Repeat everything from the first line of the listing below through the line that contains "font-size: 12px;", exactly. Leave out pictures.

### DATA SECTION:
* * *
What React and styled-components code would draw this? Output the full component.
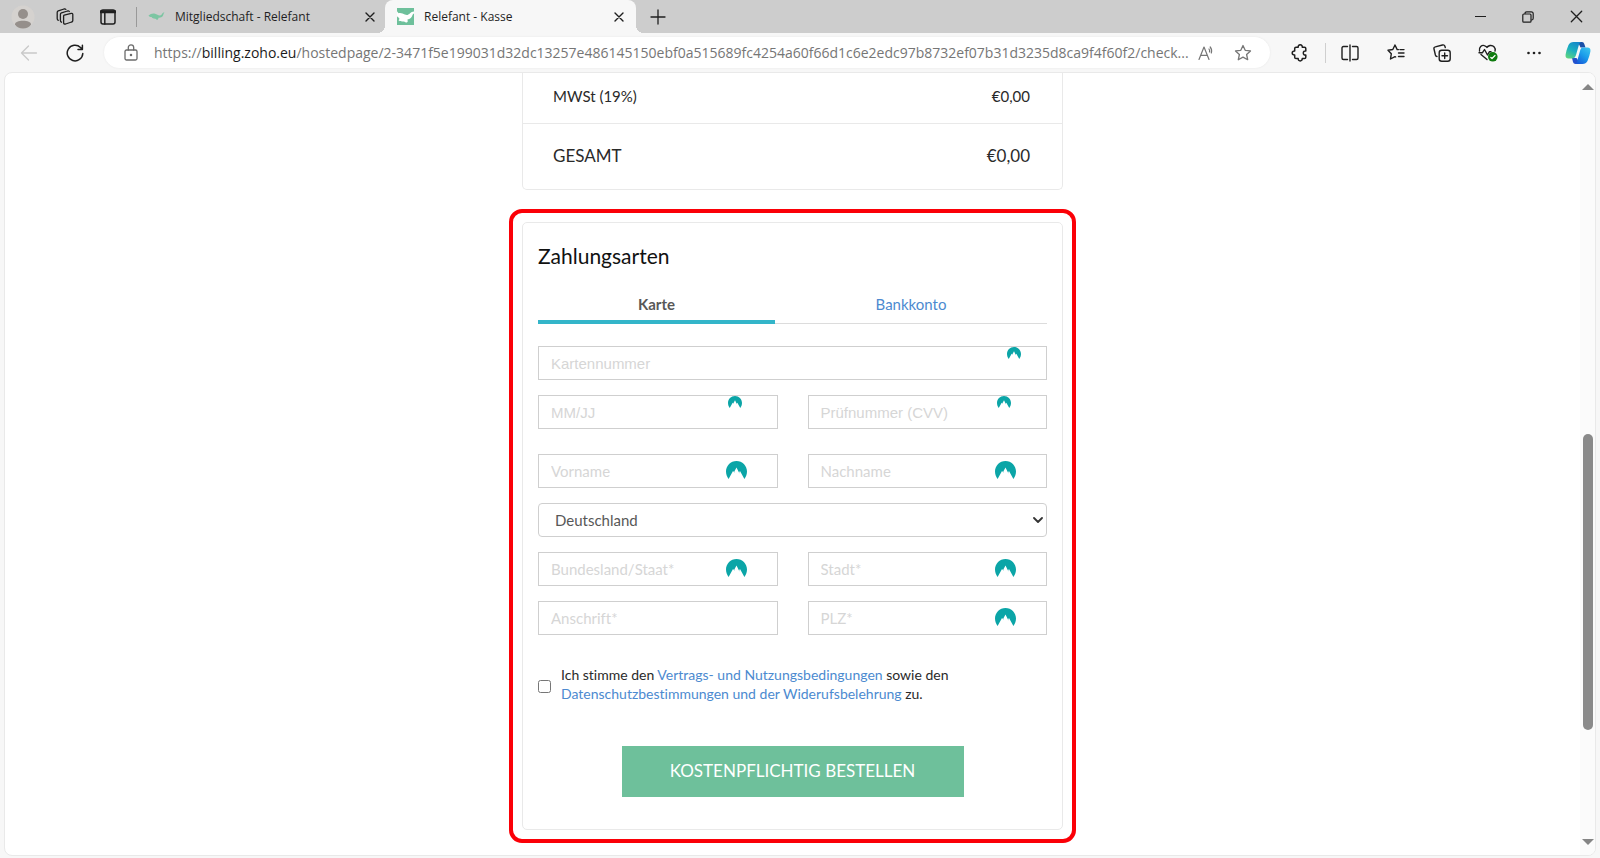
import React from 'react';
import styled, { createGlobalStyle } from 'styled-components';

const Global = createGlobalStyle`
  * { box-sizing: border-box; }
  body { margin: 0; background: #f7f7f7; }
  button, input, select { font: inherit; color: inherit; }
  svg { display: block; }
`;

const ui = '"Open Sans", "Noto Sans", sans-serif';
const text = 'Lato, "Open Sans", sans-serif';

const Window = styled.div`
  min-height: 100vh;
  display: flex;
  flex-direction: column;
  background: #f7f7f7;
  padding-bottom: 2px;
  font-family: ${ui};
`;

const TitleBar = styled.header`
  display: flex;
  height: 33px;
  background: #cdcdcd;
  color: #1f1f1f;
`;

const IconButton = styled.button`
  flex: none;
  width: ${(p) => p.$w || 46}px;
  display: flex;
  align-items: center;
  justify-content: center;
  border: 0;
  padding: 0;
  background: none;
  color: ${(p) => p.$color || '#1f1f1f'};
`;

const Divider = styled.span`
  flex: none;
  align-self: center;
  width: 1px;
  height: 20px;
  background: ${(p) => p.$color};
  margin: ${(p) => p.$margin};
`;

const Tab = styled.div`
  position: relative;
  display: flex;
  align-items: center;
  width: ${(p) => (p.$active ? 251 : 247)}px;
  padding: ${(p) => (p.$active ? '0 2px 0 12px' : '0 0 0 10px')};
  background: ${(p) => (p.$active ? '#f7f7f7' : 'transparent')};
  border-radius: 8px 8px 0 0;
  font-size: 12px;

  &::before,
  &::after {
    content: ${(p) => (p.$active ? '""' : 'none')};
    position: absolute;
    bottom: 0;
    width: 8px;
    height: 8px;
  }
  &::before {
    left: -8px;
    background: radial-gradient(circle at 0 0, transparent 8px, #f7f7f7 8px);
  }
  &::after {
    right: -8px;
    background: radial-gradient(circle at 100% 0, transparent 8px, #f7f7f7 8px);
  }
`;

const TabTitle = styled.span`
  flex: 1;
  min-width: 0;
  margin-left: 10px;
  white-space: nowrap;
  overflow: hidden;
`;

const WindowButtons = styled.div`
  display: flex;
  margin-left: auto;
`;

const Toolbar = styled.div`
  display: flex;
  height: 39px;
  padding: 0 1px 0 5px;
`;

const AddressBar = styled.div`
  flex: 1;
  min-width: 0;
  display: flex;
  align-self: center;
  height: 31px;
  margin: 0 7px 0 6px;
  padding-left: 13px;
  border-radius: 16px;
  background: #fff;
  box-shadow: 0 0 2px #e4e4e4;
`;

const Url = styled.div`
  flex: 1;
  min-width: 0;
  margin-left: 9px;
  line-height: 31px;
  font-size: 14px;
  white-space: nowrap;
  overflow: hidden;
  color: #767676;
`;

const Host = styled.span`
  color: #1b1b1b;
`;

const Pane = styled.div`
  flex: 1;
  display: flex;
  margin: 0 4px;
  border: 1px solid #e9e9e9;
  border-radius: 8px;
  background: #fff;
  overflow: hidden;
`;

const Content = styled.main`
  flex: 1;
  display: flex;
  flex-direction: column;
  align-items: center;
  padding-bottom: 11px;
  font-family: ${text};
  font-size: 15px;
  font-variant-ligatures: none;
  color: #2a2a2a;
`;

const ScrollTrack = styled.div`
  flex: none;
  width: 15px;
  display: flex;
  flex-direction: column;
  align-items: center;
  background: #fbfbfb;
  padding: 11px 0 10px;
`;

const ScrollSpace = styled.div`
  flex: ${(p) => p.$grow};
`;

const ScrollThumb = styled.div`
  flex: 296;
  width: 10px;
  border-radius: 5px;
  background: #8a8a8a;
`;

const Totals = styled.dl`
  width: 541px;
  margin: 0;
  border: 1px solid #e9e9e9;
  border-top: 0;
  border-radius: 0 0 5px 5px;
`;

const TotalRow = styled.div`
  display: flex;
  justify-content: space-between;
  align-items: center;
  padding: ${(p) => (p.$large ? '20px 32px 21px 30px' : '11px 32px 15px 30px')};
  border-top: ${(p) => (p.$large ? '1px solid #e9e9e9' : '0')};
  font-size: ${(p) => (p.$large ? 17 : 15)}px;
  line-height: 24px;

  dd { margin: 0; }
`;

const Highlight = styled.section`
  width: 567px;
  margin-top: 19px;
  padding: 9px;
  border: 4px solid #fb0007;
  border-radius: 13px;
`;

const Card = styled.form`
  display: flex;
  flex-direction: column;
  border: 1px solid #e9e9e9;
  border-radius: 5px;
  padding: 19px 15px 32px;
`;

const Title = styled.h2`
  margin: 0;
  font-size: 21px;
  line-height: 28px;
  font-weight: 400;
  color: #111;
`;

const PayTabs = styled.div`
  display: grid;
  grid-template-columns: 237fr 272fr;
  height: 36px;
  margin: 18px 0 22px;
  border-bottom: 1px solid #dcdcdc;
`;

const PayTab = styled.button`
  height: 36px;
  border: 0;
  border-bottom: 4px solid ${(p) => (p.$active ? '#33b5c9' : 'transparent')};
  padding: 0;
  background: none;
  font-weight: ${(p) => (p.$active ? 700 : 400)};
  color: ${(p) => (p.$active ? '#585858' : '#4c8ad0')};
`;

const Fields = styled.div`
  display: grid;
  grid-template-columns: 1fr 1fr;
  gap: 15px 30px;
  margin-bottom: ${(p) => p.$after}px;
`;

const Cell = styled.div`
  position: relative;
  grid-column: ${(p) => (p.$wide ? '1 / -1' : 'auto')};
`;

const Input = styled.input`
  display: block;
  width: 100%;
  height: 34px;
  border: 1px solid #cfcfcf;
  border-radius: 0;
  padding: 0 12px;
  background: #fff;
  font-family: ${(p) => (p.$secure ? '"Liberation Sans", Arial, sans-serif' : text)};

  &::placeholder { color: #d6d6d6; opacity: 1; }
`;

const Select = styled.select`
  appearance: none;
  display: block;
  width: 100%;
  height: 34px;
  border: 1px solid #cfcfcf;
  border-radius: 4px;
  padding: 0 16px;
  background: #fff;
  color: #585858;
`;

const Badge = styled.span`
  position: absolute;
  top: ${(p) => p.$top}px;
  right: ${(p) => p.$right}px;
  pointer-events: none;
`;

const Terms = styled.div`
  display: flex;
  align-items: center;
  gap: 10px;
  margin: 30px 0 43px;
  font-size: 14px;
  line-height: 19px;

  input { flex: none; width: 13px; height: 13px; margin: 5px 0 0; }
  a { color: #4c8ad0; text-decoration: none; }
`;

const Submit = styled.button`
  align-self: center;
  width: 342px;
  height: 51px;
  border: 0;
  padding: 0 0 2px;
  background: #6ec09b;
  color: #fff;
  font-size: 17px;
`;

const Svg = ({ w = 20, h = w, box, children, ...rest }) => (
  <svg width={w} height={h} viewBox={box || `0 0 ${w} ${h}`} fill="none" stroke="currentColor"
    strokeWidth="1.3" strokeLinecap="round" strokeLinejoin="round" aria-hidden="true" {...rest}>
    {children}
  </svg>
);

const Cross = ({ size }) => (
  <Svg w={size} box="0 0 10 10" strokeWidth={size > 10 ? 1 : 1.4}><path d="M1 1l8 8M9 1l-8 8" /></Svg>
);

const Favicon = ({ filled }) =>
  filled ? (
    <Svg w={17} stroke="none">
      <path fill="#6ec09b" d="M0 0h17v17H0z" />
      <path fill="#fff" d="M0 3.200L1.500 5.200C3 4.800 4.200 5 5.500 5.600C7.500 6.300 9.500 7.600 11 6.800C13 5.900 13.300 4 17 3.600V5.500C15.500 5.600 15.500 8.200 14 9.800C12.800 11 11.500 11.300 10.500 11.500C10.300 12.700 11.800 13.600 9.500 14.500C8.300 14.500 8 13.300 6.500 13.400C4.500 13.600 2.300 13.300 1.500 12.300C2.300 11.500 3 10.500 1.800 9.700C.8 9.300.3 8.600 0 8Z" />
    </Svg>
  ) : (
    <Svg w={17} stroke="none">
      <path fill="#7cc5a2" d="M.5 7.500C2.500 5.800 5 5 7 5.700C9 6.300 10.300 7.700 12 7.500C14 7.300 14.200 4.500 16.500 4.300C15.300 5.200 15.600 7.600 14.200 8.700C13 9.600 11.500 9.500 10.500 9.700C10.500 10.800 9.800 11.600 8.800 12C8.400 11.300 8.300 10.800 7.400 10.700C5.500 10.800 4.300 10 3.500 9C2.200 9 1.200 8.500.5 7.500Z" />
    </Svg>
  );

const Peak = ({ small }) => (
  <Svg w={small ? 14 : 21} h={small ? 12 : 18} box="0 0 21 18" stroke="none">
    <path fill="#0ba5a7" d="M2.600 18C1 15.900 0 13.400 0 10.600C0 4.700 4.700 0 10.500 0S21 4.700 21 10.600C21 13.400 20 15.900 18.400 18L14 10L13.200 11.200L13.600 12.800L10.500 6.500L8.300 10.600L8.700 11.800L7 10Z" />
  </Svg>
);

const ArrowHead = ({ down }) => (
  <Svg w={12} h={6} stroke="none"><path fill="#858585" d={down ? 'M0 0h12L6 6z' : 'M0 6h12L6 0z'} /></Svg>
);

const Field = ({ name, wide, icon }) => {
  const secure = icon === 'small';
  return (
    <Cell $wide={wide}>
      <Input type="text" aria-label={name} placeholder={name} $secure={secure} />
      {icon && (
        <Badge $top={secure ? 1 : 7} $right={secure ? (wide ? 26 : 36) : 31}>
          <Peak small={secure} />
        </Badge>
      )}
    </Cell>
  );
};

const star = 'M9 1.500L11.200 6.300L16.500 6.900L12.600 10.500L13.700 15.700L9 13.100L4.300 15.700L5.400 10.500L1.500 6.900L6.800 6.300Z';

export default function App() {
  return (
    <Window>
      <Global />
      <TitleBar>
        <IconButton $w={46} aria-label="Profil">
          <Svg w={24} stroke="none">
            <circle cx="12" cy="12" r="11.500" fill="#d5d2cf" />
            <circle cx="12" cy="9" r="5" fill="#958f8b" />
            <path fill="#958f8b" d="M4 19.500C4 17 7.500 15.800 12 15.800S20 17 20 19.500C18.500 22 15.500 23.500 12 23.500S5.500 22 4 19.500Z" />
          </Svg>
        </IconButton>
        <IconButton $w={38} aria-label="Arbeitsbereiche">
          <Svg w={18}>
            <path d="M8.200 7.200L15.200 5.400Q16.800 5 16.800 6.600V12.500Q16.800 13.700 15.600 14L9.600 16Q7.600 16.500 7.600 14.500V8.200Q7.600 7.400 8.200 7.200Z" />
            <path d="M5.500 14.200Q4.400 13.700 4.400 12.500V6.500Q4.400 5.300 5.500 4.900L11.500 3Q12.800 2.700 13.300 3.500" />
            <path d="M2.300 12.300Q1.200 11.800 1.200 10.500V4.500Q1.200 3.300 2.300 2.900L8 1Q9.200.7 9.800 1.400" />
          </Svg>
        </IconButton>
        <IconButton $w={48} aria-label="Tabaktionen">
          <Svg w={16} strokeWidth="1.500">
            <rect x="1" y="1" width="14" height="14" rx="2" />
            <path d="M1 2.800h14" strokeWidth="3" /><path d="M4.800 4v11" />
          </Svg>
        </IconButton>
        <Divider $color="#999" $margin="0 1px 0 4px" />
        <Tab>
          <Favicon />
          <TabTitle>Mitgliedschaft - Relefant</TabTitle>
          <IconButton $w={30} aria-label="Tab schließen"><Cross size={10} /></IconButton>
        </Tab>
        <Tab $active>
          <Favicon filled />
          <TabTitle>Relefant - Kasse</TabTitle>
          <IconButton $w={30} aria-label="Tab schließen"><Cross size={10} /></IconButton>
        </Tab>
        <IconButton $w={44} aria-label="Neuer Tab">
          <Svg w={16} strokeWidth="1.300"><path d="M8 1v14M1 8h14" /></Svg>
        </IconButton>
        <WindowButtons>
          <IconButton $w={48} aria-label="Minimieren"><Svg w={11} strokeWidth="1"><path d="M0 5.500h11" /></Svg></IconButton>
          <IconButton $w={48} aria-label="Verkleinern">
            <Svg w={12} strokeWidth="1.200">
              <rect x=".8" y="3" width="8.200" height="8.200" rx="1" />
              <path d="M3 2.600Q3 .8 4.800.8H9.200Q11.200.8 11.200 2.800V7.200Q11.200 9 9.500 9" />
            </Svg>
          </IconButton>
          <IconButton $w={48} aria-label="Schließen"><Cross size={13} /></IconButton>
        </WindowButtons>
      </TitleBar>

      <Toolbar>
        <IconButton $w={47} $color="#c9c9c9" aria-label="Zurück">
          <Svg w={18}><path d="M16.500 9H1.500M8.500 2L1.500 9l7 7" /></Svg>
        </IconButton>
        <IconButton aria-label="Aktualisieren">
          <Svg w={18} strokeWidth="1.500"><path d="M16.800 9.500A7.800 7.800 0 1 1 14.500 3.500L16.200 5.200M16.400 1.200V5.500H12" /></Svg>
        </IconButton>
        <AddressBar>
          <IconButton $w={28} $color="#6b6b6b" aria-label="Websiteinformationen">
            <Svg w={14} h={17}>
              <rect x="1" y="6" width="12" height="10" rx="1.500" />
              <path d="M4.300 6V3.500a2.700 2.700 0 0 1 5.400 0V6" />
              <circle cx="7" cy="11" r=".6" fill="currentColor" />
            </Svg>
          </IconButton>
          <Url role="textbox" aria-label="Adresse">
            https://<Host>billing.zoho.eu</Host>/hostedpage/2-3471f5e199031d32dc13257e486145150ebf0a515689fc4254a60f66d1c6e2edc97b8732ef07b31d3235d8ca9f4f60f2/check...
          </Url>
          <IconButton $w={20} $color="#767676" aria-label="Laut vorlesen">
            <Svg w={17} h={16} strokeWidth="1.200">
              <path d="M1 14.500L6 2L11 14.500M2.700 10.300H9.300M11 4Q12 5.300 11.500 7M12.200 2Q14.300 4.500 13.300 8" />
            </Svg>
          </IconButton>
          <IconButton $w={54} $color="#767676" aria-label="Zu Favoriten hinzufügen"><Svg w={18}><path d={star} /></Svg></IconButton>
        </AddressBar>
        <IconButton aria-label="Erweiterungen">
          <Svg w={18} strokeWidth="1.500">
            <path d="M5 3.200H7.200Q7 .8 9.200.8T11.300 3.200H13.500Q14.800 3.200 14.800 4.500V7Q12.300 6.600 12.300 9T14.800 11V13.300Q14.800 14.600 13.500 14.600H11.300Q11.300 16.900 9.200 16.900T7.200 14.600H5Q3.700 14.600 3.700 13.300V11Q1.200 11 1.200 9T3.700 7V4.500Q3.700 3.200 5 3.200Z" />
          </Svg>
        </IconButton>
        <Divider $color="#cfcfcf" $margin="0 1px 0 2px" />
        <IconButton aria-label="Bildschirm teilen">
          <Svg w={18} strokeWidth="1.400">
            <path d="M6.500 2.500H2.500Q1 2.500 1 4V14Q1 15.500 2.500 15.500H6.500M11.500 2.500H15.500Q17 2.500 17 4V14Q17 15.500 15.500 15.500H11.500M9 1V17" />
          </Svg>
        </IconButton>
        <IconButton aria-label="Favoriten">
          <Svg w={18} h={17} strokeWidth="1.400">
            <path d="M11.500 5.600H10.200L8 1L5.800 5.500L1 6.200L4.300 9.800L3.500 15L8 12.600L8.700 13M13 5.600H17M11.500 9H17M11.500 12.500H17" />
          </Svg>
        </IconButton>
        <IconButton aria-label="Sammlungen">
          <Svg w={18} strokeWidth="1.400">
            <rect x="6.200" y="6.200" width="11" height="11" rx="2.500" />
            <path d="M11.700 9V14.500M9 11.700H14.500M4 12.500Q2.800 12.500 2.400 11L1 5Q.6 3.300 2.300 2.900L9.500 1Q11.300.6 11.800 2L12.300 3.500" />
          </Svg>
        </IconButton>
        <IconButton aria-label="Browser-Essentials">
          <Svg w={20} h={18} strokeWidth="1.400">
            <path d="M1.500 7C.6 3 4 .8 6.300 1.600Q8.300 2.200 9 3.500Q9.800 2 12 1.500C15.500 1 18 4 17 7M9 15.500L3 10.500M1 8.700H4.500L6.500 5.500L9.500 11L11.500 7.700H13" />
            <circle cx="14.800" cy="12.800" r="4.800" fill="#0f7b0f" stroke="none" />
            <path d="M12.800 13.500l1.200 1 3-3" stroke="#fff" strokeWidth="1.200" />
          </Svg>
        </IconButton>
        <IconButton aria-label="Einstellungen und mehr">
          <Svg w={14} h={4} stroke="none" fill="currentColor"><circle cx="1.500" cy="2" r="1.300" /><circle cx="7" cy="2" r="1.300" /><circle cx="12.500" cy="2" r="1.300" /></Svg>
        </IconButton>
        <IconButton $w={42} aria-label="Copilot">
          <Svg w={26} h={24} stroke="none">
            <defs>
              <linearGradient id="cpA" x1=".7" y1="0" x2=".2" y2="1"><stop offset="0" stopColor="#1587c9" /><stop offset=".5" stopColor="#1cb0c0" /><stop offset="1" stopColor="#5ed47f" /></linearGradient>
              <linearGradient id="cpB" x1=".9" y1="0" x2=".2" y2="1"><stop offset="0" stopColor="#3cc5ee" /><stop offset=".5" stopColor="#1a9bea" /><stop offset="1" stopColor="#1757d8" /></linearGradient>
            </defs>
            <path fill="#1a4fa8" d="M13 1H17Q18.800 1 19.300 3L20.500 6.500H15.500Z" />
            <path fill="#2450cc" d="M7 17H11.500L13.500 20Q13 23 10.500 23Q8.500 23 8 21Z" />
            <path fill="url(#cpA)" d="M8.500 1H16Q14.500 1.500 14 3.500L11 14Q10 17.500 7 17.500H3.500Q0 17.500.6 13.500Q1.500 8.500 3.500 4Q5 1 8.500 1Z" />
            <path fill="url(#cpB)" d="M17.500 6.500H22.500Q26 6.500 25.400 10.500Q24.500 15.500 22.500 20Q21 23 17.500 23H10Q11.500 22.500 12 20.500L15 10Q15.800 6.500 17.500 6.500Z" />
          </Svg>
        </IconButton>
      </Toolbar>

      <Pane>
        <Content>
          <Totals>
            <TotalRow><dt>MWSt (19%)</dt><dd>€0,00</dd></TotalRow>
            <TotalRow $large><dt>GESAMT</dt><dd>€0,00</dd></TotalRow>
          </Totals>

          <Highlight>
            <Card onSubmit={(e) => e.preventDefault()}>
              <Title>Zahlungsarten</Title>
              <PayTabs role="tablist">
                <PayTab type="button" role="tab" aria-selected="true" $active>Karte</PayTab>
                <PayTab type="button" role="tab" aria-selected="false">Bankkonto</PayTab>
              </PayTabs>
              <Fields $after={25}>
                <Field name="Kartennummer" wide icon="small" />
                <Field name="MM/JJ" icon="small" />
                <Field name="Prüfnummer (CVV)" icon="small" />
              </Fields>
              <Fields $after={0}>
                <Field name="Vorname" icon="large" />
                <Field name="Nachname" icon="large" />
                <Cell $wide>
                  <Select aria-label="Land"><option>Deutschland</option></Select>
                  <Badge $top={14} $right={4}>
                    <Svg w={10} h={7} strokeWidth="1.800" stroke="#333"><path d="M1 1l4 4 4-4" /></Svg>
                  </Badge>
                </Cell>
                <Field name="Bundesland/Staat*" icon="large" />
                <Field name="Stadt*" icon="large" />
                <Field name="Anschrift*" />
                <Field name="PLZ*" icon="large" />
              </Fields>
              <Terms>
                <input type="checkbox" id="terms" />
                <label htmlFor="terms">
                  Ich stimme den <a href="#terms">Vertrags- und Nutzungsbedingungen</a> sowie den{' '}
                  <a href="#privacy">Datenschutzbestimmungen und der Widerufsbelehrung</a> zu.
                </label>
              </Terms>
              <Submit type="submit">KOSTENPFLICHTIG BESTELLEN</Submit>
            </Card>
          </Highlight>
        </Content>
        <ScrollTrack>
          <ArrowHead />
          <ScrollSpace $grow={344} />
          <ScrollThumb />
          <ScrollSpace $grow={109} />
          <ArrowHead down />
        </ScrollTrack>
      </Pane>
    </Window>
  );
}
* * *
### FINAL ANSWER:
What React and styled-components code would draw this? Output the full component.
import React from 'react';
import styled, { createGlobalStyle } from 'styled-components';

const Global = createGlobalStyle`
  * { box-sizing: border-box; }
  body { margin: 0; background: #f7f7f7; }
  button, input, select { font: inherit; color: inherit; }
  svg { display: block; }
`;

const ui = '"Open Sans", "Noto Sans", sans-serif';
const text = 'Lato, "Open Sans", sans-serif';

const Window = styled.div`
  min-height: 100vh;
  display: flex;
  flex-direction: column;
  background: #f7f7f7;
  padding-bottom: 2px;
  font-family: ${ui};
`;

const TitleBar = styled.header`
  display: flex;
  height: 33px;
  background: #cdcdcd;
  color: #1f1f1f;
`;

const IconButton = styled.button`
  flex: none;
  width: ${(p) => p.$w || 46}px;
  display: flex;
  align-items: center;
  justify-content: center;
  border: 0;
  padding: 0;
  background: none;
  color: ${(p) => p.$color || '#1f1f1f'};
`;

const Divider = styled.span`
  flex: none;
  align-self: center;
  width: 1px;
  height: 20px;
  background: ${(p) => p.$color};
  margin: ${(p) => p.$margin};
`;

const Tab = styled.div`
  position: relative;
  display: flex;
  align-items: center;
  width: ${(p) => (p.$active ? 251 : 247)}px;
  padding: ${(p) => (p.$active ? '0 2px 0 12px' : '0 0 0 10px')};
  background: ${(p) => (p.$active ? '#f7f7f7' : 'transparent')};
  border-radius: 8px 8px 0 0;
  font-size: 12px;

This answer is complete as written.